Menurut dia, angka melahirkan yang ideal untuk setiap pasangan menikah adalah 2,1. Hingga kini rata-rata pasangan di Indonesia melahirkan 2,18 anak.
"Harusnya perempuan itu rata-rata punya anak 2,1. Secara nasional angkanya 2,18. Tapi di Jawa Tengah itu 2,04. Jadi sudah terlalu sedikit, akan menjadi zero growth atau minus growth. Ada sedikit banyak ada pengaruhnya (dari) itu (childfree)," jelas Hasto.
Berdasarkan sejumlah data BKKBN, presentasi jumlah lansia saat ini sebesar 11,75% dari total populasi penduduk Indonesia pada 2023. Dari 11,75% tersebut, sebanyak 32,42% menamatkan Sekolah Dasar (SD) kemudian 29% tidak tamat SD.
Sementara itu, 10,60% yang tamat Sekolah Menengah (SM) sederajat, 9,62% yang tamat SMP sederajat dan hanya 6,77% yang pernah menempuh perguruan tinggi.
Berbanding Terbalik
Sebelumnya, Kementerian Pemberdayaan Perempuan dan Perlindungan Anak juga tidak sependapat dengan pandangan pasangan yang tidak menginginkan keturunan atau childfree yang disampaikan seorang selebgram baru-baru ini.
"Tentunya KemenPPPA tidak akan mendukung yang seperti itu," kata Asisten Deputi Perlindungan Hak Perempuan dalam Rumah Tangga dan Rentan Kementerian Pemberdayaan Perempuan dan Perlindungan Anak, Eni Widiyanti.
Cara pandang seperti itu dinilainya berbanding terbalik dengan visi misi KemenPPPA. Menurut Eni, KemenPPPA memiliki misi agar dapat menjaga keberlangsungan bangsa di masa depan.
"Suatu bangsa itu, kan, ada penduduk, ada perempuan, ada laki-laki dengan segala usia, kondisi.

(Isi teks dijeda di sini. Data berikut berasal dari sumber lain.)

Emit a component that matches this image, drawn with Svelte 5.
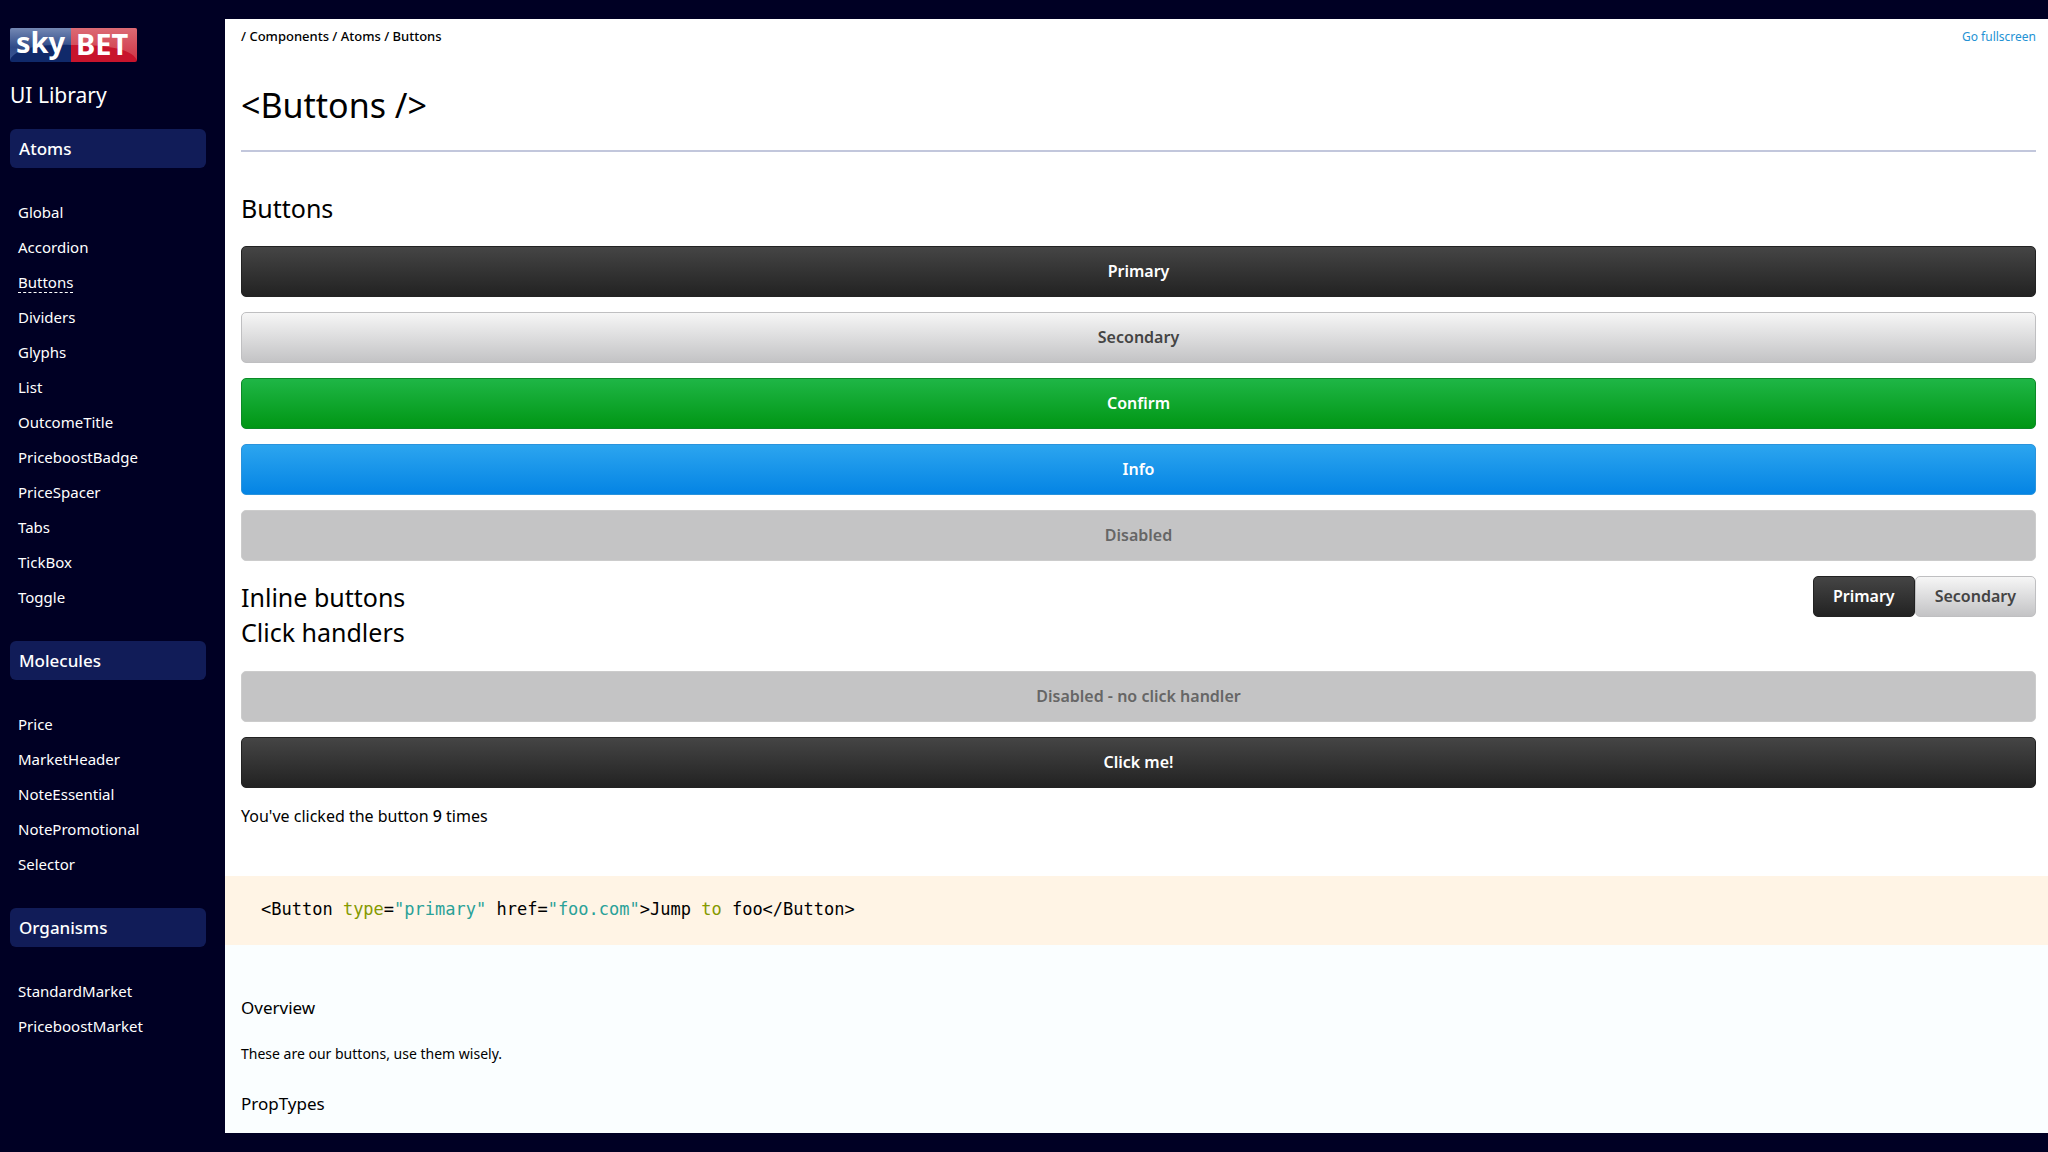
<script>
  const groups = [
    {
      name: 'Atoms',
      items: ['Global', 'Accordion', 'Buttons', 'Dividers', 'Glyphs', 'List', 'OutcomeTitle', 'PriceboostBadge', 'PriceSpacer', 'Tabs', 'TickBox', 'Toggle'],
    },
    {
      name: 'Molecules',
      items: ['Price', 'MarketHeader', 'NoteEssential', 'NotePromotional', 'Selector'],
    },
    { name: 'Organisms', items: ['StandardMarket', 'PriceboostMarket'] },
  ];
  const current = 'Buttons';
  let clicks = $state(9);
</script>

<div class="page">
  <aside class="sidebar">
    <svg class="logo" width="127" height="34" viewBox="0 0 127 34" role="img" aria-label="sky BET">
      <defs>
        <linearGradient id="blue-gloss" x1="0" y1="0" x2="0" y2="1">
          <stop offset="0" stop-color="#7488b4" />
          <stop offset="0.6" stop-color="#2f4a88" />
          <stop offset="1" stop-color="#3a5592" />
        </linearGradient>
        <linearGradient id="red-gloss" x1="0" y1="0" x2="0" y2="1">
          <stop offset="0" stop-color="#dc6a74" />
          <stop offset="1" stop-color="#cf3546" />
        </linearGradient>
        <clipPath id="logo-frame"><rect width="127" height="34" rx="2" /></clipPath>
      </defs>
      <g clip-path="url(#logo-frame)">
        <rect width="61" height="34" fill="#10296a" />
        <rect x="61" width="66" height="34" fill="#c8142c" />
        <path d="M0 0H61V17C35 16 6 19 0 32Z" fill="url(#blue-gloss)" />
        <path d="M61 0H127V32C120 19 92 17 61 17Z" fill="url(#red-gloss)" />
      </g>
      <text x="6" y="25">sky</text>
      <text x="66" y="27">BET</text>
    </svg>
    <p class="title">UI Library</p>
    <nav aria-label="Library">
      {#each groups as group}
        <h2 class="group">{group.name}</h2>
        <ul>
          {#each group.items as item}
            <li><a href="#{item}" class:current={item === current}>{item}</a></li>
          {/each}
        </ul>
      {/each}
    </nav>
  </aside>

  <main>
    <div class="demo">
      <div class="topline">
        <span>/ Components / Atoms / Buttons</span>
        <a href="#fullscreen">Go fullscreen</a>
      </div>
      <h1>&lt;Buttons /&gt;</h1>
      <h2>Buttons</h2>
      <div class="stack">
        <button class="btn primary">Primary</button>
        <button class="btn secondary">Secondary</button>
        <button class="btn confirm">Confirm</button>
        <button class="btn info">Info</button>
        <button class="btn" disabled>Disabled</button>
      </div>
      <div class="inline-row">
        <h2>Inline buttons</h2>
        <div class="inline-buttons">
          <button class="btn small primary">Primary</button>
          <button class="btn small secondary">Secondary</button>
        </div>
      </div>
      <h2 class="handlers">Click handlers</h2>
      <div class="stack">
        <button class="btn" disabled>Disabled - no click handler</button>
        <button class="btn primary" onclick={() => clicks++}>Click me!</button>
      </div>
      <p class="count">You've clicked the button <strong>{clicks}</strong> times</p>
    </div>

    <pre class="code"><code>&lt;Button <span class="key">type</span>=<span class="str">"primary"</span> href=<span class="str">"foo.com"</span>&gt;Jump <span class="key">to</span> foo&lt;/Button&gt;</code></pre>

    <section class="docs">
      <h3>Overview</h3>
      <p>These are our buttons, use them wisely.</p>
      <h3>PropTypes</h3>
    </section>
  </main>
</div>

<style>
  :global(body) {
    background: #000024;
  }

  .page {
    box-sizing: border-box;
    min-height: 100vh;
    padding: 19px 0;
    display: flex;
    font-family: 'Noto Sans', 'Open Sans', sans-serif;
    font-size: 16px;
    color: #000;
  }

  h1, h2, h3, p, ul, pre {
    margin: 0;
    padding: 0;
    font-weight: 400;
  }

  a {
    color: inherit;
    text-decoration: none;
  }

  .sidebar {
    box-sizing: border-box;
    flex: 0 0 225px;
    padding: 9px 19px 0 10px;
    color: #fff;
  }

  .logo {
    display: block;
    overflow: visible;
  }

  .logo text {
    fill: #fff;
    font-weight: 700;
    font-size: 29px;
  }

  .title {
    margin: 18px 0 19px;
    font-size: 21px;
    font-weight: 400;
    line-height: 30px;
  }

  .group {
    padding: 0 9px;
    border-radius: 6px;
    background: #111c58;
    font-size: 17px;
    font-weight: 500;
    line-height: 39px;
  }

  ul {
    margin: 26px 0 27px;
    padding: 0 8px;
    list-style: none;
  }

  li {
    display: flex;
    align-items: center;
    height: 35px;
    font-size: 15px;
    line-height: 20px;
  }

  .current {
    margin-bottom: -1px;
    border-bottom: 1px dashed #fff;
  }

  main {
    flex: 1;
    min-width: 0;
    display: flex;
    flex-direction: column;
    background: #fff;
  }

  .demo {
    padding: 8px 12px 0 16px;
  }

  .topline {
    display: flex;
    justify-content: space-between;
    align-items: baseline;
    font-size: 13px;
    font-weight: 500;
    line-height: 18px;
  }

  .topline a {
    color: #2492d4;
    font-size: 12px;
    font-weight: 400;
  }

  h1 {
    padding: 35px 0 21px;
    border-bottom: 2px solid #c2c7dc;
    font-size: 34px;
    line-height: 48px;
  }

  .demo h2 {
    font-size: 25px;
    line-height: 36px;
  }

  h1 + h2 {
    margin: 38px 0 20px;
  }

  .stack {
    display: flex;
    flex-direction: column;
    gap: 15px;
  }

  .btn {
    box-sizing: border-box;
    width: 100%;
    height: 51px;
    padding: 0 19px 2px;
    border: 1px solid #ccc;
    border-radius: 5px;
    background: #c4c4c5;
    color: #666;
    font: inherit;
    font-size: 16px;
    font-weight: 600;
  }

  .small {
    width: auto;
    height: 41px;
  }

  .primary {
    border-color: #222;
    background: linear-gradient(#454545, #222);
    color: #fff;
  }

  .secondary {
    border-color: #bfbfc1;
    background: linear-gradient(#f6f6f6, #c3c3c5);
    color: #444;
  }

  .confirm {
    border-color: #0b8a26;
    background: linear-gradient(#1fb646, #009614);
    color: #fff;
  }

  .info {
    border-color: #2a93dc;
    background: linear-gradient(#2ca5ef, #0484e4);
    color: #fff;
  }

  .inline-row {
    display: flex;
    justify-content: space-between;
    align-items: center;
    margin-top: 15px;
  }

  .inline-buttons {
    display: flex;
  }

  .demo .handlers {
    margin: -3px 0 21px;
  }

  .count {
    margin: 16px 0 48px;
    line-height: 24px;
  }

  .count strong {
    font-weight: 500;
  }

  .code {
    padding: 21px 36px 23px;
    background: #fff4e5;
    line-height: 24px;
  }

  .code code {
    font-family: 'DejaVu Sans Mono', monospace;
    font-size: 17px;
  }

  .key {
    color: #859900;
  }

  .str {
    color: #2aa198;
  }

  .docs {
    flex: 1;
    padding: 51px 16px 16px;
    background: #fafeff;
  }

  h3 {
    font-size: 17px;
    font-weight: 400;
    line-height: 24px;
  }

  .docs p {
    margin: 22px 0 26px;
    font-size: 14px;
    line-height: 24px;
  }
</style>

Kalau ternyata ada yang memutuskan enggak mau punya anak, terus KemenPPPA mendukung, bisa punah bangsa ini," kata Eni Widiyanti.
Eni Widiyanti mengatakan, pemerintah justru berupaya meningkatkan kualitas hidup manusia Indonesia.
"Misalnya dari segi kenapa stunting itu penting banget untuk diatasi, ya karena begitu anak lahir, dia stunting karena kurang gizi yang disebabkan ibunya waktu nikah masih usia anak-anak. Itu concern kita terhadap keberlangsungan bangsa," kata dia.
Eni menuturkan, bila kualitas anak-anak yang dilahirkan sehat serta dapat tumbuh dan berkembang dengan optimal, maka negara akan diuntungkan dengan kualitas generasi masa depan yang baik.